Emotions are a factor in almost all of the decisions humans make. When people need to make a decision, emotions from past experiences that are related to the current decisions assign values to the options under consideration. These emotions lead to preferences which influence decisions. Studies have been conducted on individuals who had brain damage that caused a disconnect between the rational thinking and the emotional portions of their brain. These individuals had the capacity to process information rationally regarding alternate choices, however, they were not able to come to a decision since they had no sense of their feelings regarding the various options.
The influence of emotions on consumer purchasing decisions is documented very well:
• Advertising research demonstrates that a person’s buying intent is influenced to a far greater degree by emotional response to an advertisement as opposed to the actual content of an ad. For textual ads the ratio is 2:1, and for video ads it is 3:1.
• Neurological-imagery using an MRI demonstrates that when consumers are evaluating a brand, they mainly make use of emotions like experiences and personal feelings as opposed to information like facts, features, and brand attributes.
• Advertising research has led to the conclusion that “likeability” is the emotional predictor that best determines if an ad will increase the sales of a brand.

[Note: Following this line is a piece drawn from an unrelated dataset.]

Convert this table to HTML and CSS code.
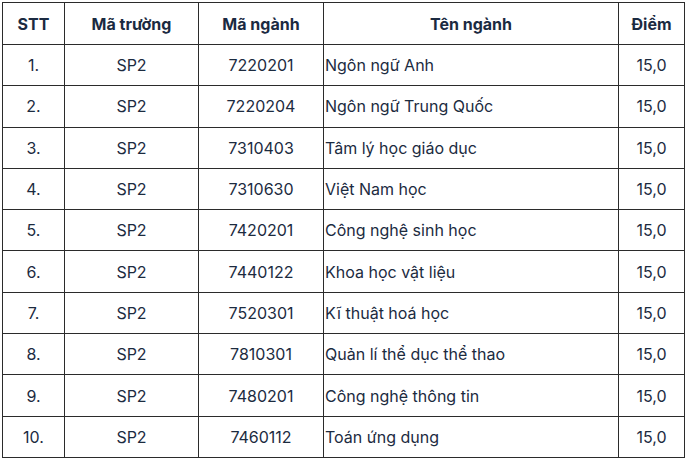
FILE: index.html
```html
<!DOCTYPE html>
<html lang="vi">
<head>
<meta charset="utf-8">
<link rel="stylesheet" href="styles.css">
</head>
<body>
<table class="scores">
  <colgroup>
    <col class="c-stt"><col class="c-truong"><col class="c-ma"><col class="c-ten"><col class="c-diem">
  </colgroup>
  <thead>
    <tr><th>STT</th><th>Mã trường</th><th>Mã ngành</th><th>Tên ngành</th><th>Điểm</th></tr>
  </thead>
  <tbody>
    <tr><td>1.</td><td>SP2</td><td>7220201</td><td class="name">Ngôn ngữ Anh</td><td>15,0</td></tr>
    <tr><td>2.</td><td>SP2</td><td>7220204</td><td class="name">Ngôn ngữ Trung Quốc</td><td>15,0</td></tr>
    <tr><td>3.</td><td>SP2</td><td>7310403</td><td class="name">Tâm lý học giáo dục</td><td>15,0</td></tr>
    <tr><td>4.</td><td>SP2</td><td>7310630</td><td class="name">Việt Nam học</td><td>15,0</td></tr>
    <tr><td>5.</td><td>SP2</td><td>7420201</td><td class="name">Công nghệ sinh học</td><td>15,0</td></tr>
    <tr><td>6.</td><td>SP2</td><td>7440122</td><td class="name">Khoa học vật liệu</td><td>15,0</td></tr>
    <tr><td>7.</td><td>SP2</td><td>7520301</td><td class="name">Kĩ thuật hoá học</td><td>15,0</td></tr>
    <tr><td>8.</td><td>SP2</td><td>7810301</td><td class="name">Quản lí thể dục thể thao</td><td>15,0</td></tr>
    <tr><td>9.</td><td>SP2</td><td>7480201</td><td class="name">Công nghệ thông tin</td><td>15,0</td></tr>
    <tr><td>10.</td><td>SP2</td><td>7460112</td><td class="name">Toán ứng dụng</td><td>15,0</td></tr>
  </tbody>
</table>
</body>
</html>
```
FILE: styles.css
```css
html, body {
  margin: 0;
  padding: 0;
  background: #ffffff;
}
body {
  padding: 2px 0 0 2px;
  font-family: Inter, "Noto Sans", sans-serif;
  font-size: 16px;
  color: #1c2b3f;
}
.scores {
  border-collapse: collapse;
  width: 682px;
  table-layout: fixed;
}
.c-stt { width: 62px; }
.c-truong { width: 134px; }
.c-ma { width: 125px; }
.c-ten { width: 295px; }
.c-diem { width: 66px; }
.scores th,
.scores td {
  border: 1px solid #2b2b2b;
  padding: 0;
  text-align: center;
  vertical-align: middle;
}
.scores th {
  height: 41px;
  font-weight: 700;
  color: #1b2a41;
}
.scores td {
  height: 40.3px;
  font-weight: 400;
}
.scores td.name {
  text-align: left;
  padding-left: 1px;
}
```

• Studies have also revealed that the positive emotions that are elicited by a brand have much more influence upon the loyalty of consumers than factors such as trust, and additional judgements that are based upon the attributes of a brand.
The main reasons consumers have a preference for products with a brand name are emotional. For example, a lot of products purchased by consumers are available in less expensive store or generic brands with identical ingredients. Why do people pay a higher price for branded products?

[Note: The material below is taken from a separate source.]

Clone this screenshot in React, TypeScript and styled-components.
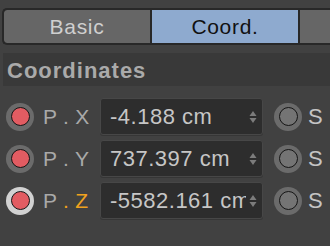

A well-known brand has a strong market presence because it has connected emotionally with consumers. A brand is really a mental picture of a service or product in the minds of consumers. If this mental picture consists solely of the features and attributes of a product then there aren’t any emotional connections that will influence the preferences and actions of consumers. Brands that have rich emotional content are more likely to have loyal consumers.
While emotions may be effectively communicated in text ads or video, there are additional brand components that include emotional dimensions. For instance:
• Powerful mental images of brands include their personality. Research has shown that consumers attribute personality traits to brands in a similar way that they do with other people. In addition, they have a greater attraction to some traits than others, similar to their assessment of people. The personality of a brand is conveyed via visual imagery, packaging, and the wording used when describing the brand.
• An additional factor in the emotions that a brand elicits will be in its narrative. This is the story of a brand that communicates who the brand is, how this relates to consumers, and why this is important to consumers. Brand promotion and advertising is based on this narrative.
The key component of emotions is that they are a driving force for consumer action. People are compelled to act when responding to emotions. When people are confronted with physical danger, fear is the driving emotion that makes people decide upon flight or fight to preserve their life. In daily social confrontations, a sense of insecurity could prompt someone to purchase the most recent model of car to bolster a positive self-identity.
Many marketers have come up with theories regarding the reasons consumers make purchases. Many of these theories are errant because they are viewing consumers through a product lens. Marketers will begin with the benefits and features of a product or service and then engage in consumer research to identify corresponding motivations and needs.
Internet marketers have added new theories to predict and explain the behaviour of consumers. This approach views consumers via a digital technology lens. Nevertheless, web marketers often misinterpret data regarding online activity as being a legitimate perception of the decision making process of consumers.
Consumer behaviour does not fundamentally change in order to accommodate the most recent technological innovations. In order to understand the purchasing behaviour of consumers you must base your understanding on human emotions and the very large influence emotions have upon the decision making process.